Mace, whom I had last met in Edmonton two years earlier, was an affable and very sociable man of 33 years, smoking constantly and usually with a glass of hard liquor close at hand. He was a storyteller and a gossip, and could be extremely funny. I was never certain how seriously he regarded his task of researching the famine. On one occasion he told me he had selected the tragedy as the best way of gaining prestige in the scholarly world, but he was also very interested in Ukrainian community politics and on first name terms with everyone of any significance. He would intersperse his conversation – usually a monologue – with phrases of Oklahoman Ukrainian in the thickest accent imaginable. Evidently his Ukrainian would get better.

Probably in 1985 he was at the peak of his powers, with his thesis published as a book, and heading an important United States Commission on the Ukraine famine that had already been bitterly denounced by the Soviet authorities, who still maintained that no famine had occurred. Later, Mace would complain that he was ostracized for his views by the American scholarly establishment and forced to move to Ukraine to continue his career.

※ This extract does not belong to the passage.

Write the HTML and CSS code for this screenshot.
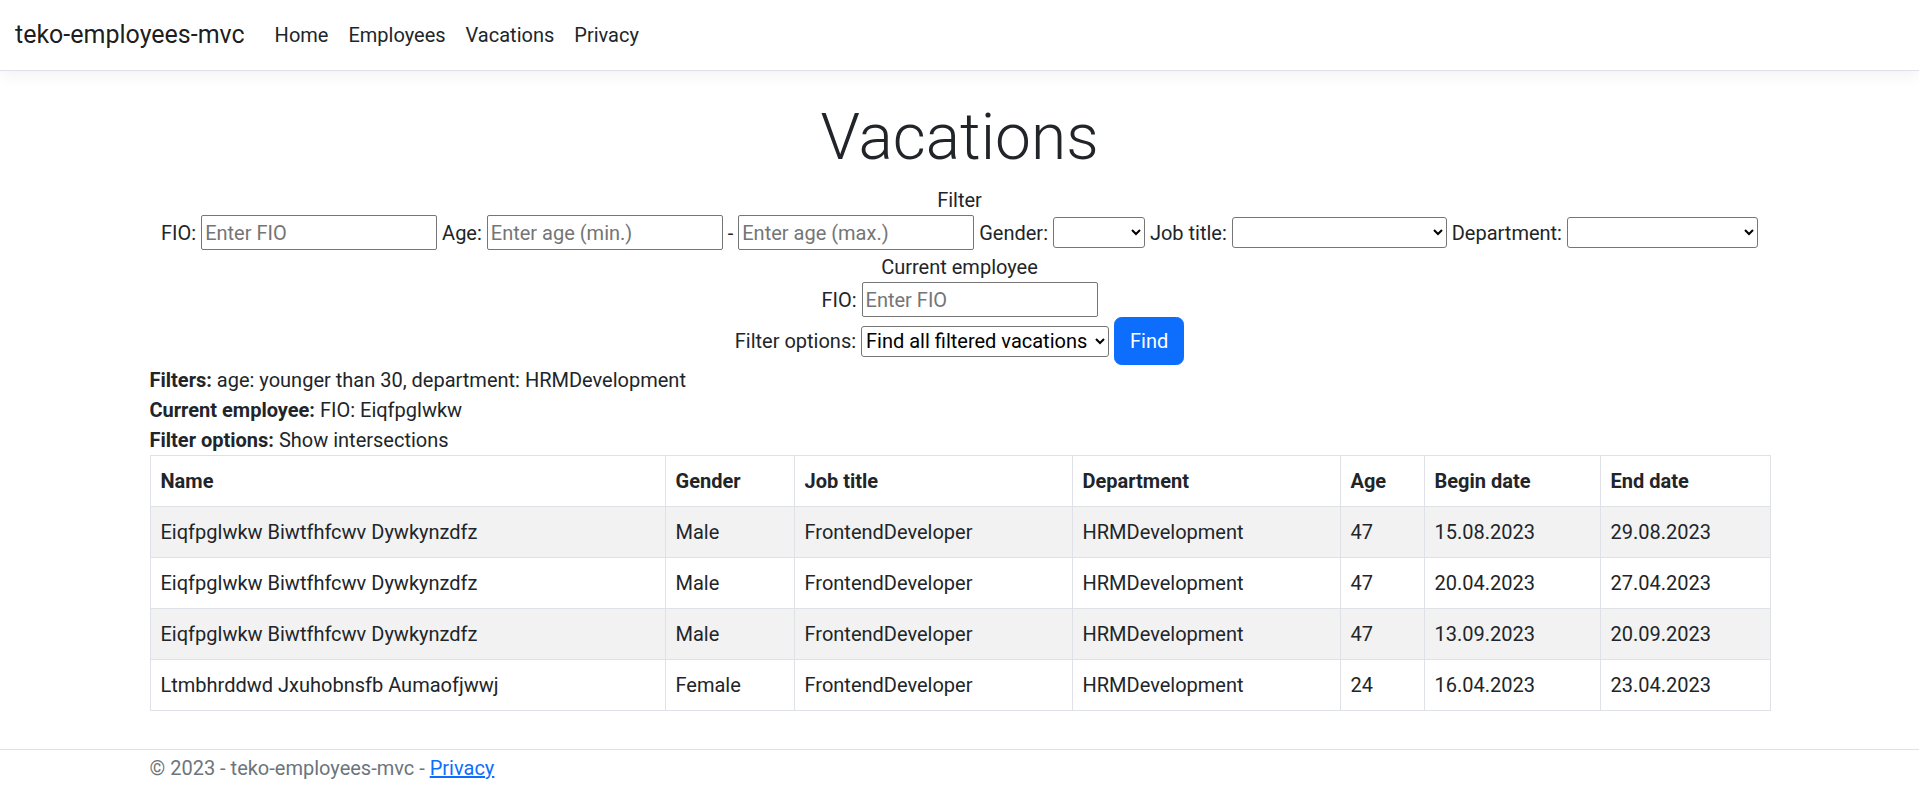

By the end of the year 1985 in Munich, I had compiled several files of information about Soviet nuclear stations in Ukraine. I had also decided to leave the radios and return to Canada. It was a difficult decision to make when the salary and benefits were unmatched virtually anywhere. At the same time, I always felt I was on the periphery of a war, in which I was more of an onlooker than a participant. My wife was also uncomfortable in Bavaria, where she felt, with some justice, that Asians were not regarded favorably. Moreover, we were expecting a second child and thought it might be preferable for him/her to be born in Canada. Krawchenko had succeeded Lupul as Director of CIUS and had offered me a position as a Research Associate. RFE/RL, also, was a difficult place to work with the various animosities and intensive security.